[Short exercise]:
Quote every line of the data below as it stands, omitting pictures.

__________________________________________________

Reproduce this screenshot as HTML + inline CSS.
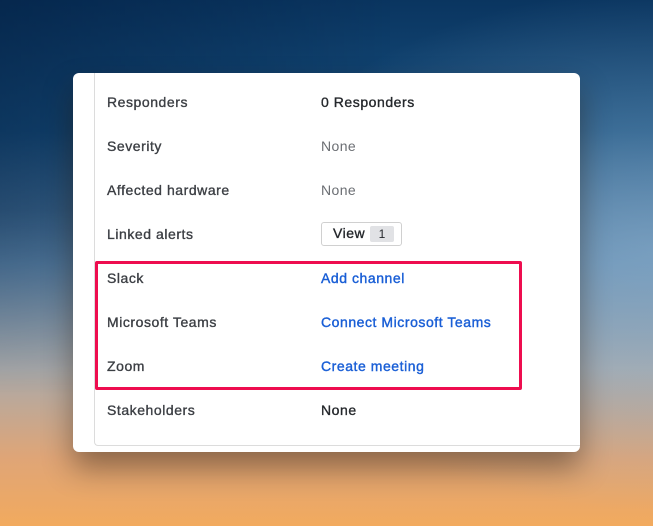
<!DOCTYPE html>
<html><head><style>
html,body{margin:0;width:653px;height:526px;overflow:hidden}
body{position:relative;font-family:"Liberation Sans",sans-serif;
background:
radial-gradient(ellipse 420px 260px at 660px 250px,rgba(140,175,205,0.6),transparent),
linear-gradient(180deg,#0a3560 0%,#174f7e 25%,#5f89ad 50%,#a9aaab 70%,#dfa577 87%,#f2aa5e 100%);}
.bgl{position:absolute;inset:0;background:linear-gradient(180deg,rgba(0,0,0,0) 0%,rgba(0,0,0,0) 100%),linear-gradient(90deg,rgba(0,20,50,0.4),rgba(0,0,0,0) 60%);-webkit-mask:linear-gradient(180deg,#000 0%,#000 40%,transparent 75%)}
.card{position:absolute;left:73px;top:73px;width:507px;height:379px;background:#fff;border-radius:6px;box-shadow:0 16px 30px rgba(40,25,10,0.45);overflow:hidden}
.inner{position:absolute;left:21px;top:-5px;width:500px;height:377px;border-left:1px solid #dcdcdc;border-bottom:1px solid #dcdcdc;border-radius:0 0 0 4px}
.row{position:absolute;left:34px;font-size:14px;color:#3c3f44;letter-spacing:0.55px;line-height:18px;-webkit-text-stroke:0.35px #3c3f44}
.row span{position:absolute;left:214px;white-space:nowrap;color:#25282c;-webkit-text-stroke:0.35px #25282c}
.g{color:#6b6e73!important;-webkit-text-stroke:0!important;letter-spacing:0.4px}
.b{color:#1a5fd6!important;-webkit-text-stroke:0.4px #1a5fd6!important}
.red{position:absolute;left:22px;top:188px;width:421px;height:123px;border:3px solid #ee0d4f;border-radius:2px}
.btn{position:absolute;left:248px;top:149px;width:79px;height:22px;border:1px solid #d0d0d0;border-radius:3px;font-size:14px;color:#25282c}
.btn b{position:absolute;left:11px;top:2px;font-weight:normal;letter-spacing:0.5px;-webkit-text-stroke:0.35px #25282c}
.btn i{position:absolute;left:48px;top:3px;width:24px;height:16px;background:#e1e2e5;border-radius:2px;font-style:normal;font-size:12px;text-align:center;line-height:16px}
</style></head><body><div class="bgl"></div>
<div class="card"><div class="inner"></div>
<div class="row" style="top:20px;width:440px">Responders<span>0 Responders</span></div>
<div class="row" style="top:64px;width:440px">Severity<span class="g">None</span></div>
<div class="row" style="top:108px;width:440px">Affected hardware<span class="g">None</span></div>
<div class="row" style="top:152px;width:440px">Linked alerts</div>
<div class="btn"><b>View</b><i>1</i></div>
<div class="red"></div>
<div class="row" style="top:196px;width:440px">Slack<span class="b">Add channel</span></div>
<div class="row" style="top:240px;width:440px">Microsoft Teams<span class="b">Connect Microsoft Teams</span></div>
<div class="row" style="top:284px;width:440px">Zoom<span class="b">Create meeting</span></div>
<div class="row" style="top:328px;width:440px">Stakeholders<span>None</span></div>
</div>
</body></html>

__________________________________________________

[Result]:
Reproduce this screenshot as HTML + inline CSS.
<!DOCTYPE html>
<html><head><style>
html,body{margin:0;width:653px;height:526px;overflow:hidden}
body{position:relative;font-family:"Liberation Sans",sans-serif;
background:
radial-gradient(ellipse 420px 260px at 660px 250px,rgba(140,175,205,0.6),transparent),
linear-gradient(180deg,#0a3560 0%,#174f7e 25%,#5f89ad 50%,#a9aaab 70%,#dfa577 87%,#f2aa5e 100%);}
.bgl{position:absolute;inset:0;background:linear-gradient(180deg,rgba(0,0,0,0) 0%,rgba(0,0,0,0) 100%),linear-gradient(90deg,rgba(0,20,50,0.4),rgba(0,0,0,0) 60%);-webkit-mask:linear-gradient(180deg,#000 0%,#000 40%,transparent 75%)}
.card{position:absolute;left:73px;top:73px;width:507px;height:379px;background:#fff;border-radius:6px;box-shadow:0 16px 30px rgba(40,25,10,0.45);overflow:hidden}
.inner{position:absolute;left:21px;top:-5px;width:500px;height:377px;border-left:1px solid #dcdcdc;border-bottom:1px solid #dcdcdc;border-radius:0 0 0 4px}
.row{position:absolute;left:34px;font-size:14px;color:#3c3f44;letter-spacing:0.55px;line-height:18px;-webkit-text-stroke:0.35px #3c3f44}
.row span{position:absolute;left:214px;white-space:nowrap;color:#25282c;-webkit-text-stroke:0.35px #25282c}
.g{color:#6b6e73!important;-webkit-text-stroke:0!important;letter-spacing:0.4px}
.b{color:#1a5fd6!important;-webkit-text-stroke:0.4px #1a5fd6!important}
.red{position:absolute;left:22px;top:188px;width:421px;height:123px;border:3px solid #ee0d4f;border-radius:2px}
.btn{position:absolute;left:248px;top:149px;width:79px;height:22px;border:1px solid #d0d0d0;border-radius:3px;font-size:14px;color:#25282c}
.btn b{position:absolute;left:11px;top:2px;font-weight:normal;letter-spacing:0.5px;-webkit-text-stroke:0.35px #25282c}
.btn i{position:absolute;left:48px;top:3px;width:24px;height:16px;background:#e1e2e5;border-radius:2px;font-style:normal;font-size:12px;text-align:center;line-height:16px}
</style></head><body><div class="bgl"></div>
<div class="card"><div class="inner"></div>
<div class="row" style="top:20px;width:440px">Responders<span>0 Responders</span></div>
<div class="row" style="top:64px;width:440px">Severity<span class="g">None</span></div>
<div class="row" style="top:108px;width:440px">Affected hardware<span class="g">None</span></div>
<div class="row" style="top:152px;width:440px">Linked alerts</div>
<div class="btn"><b>View</b><i>1</i></div>
<div class="red"></div>
<div class="row" style="top:196px;width:440px">Slack<span class="b">Add channel</span></div>
<div class="row" style="top:240px;width:440px">Microsoft Teams<span class="b">Connect Microsoft Teams</span></div>
<div class="row" style="top:284px;width:440px">Zoom<span class="b">Create meeting</span></div>
<div class="row" style="top:328px;width:440px">Stakeholders<span>None</span></div>
</div>
</body></html>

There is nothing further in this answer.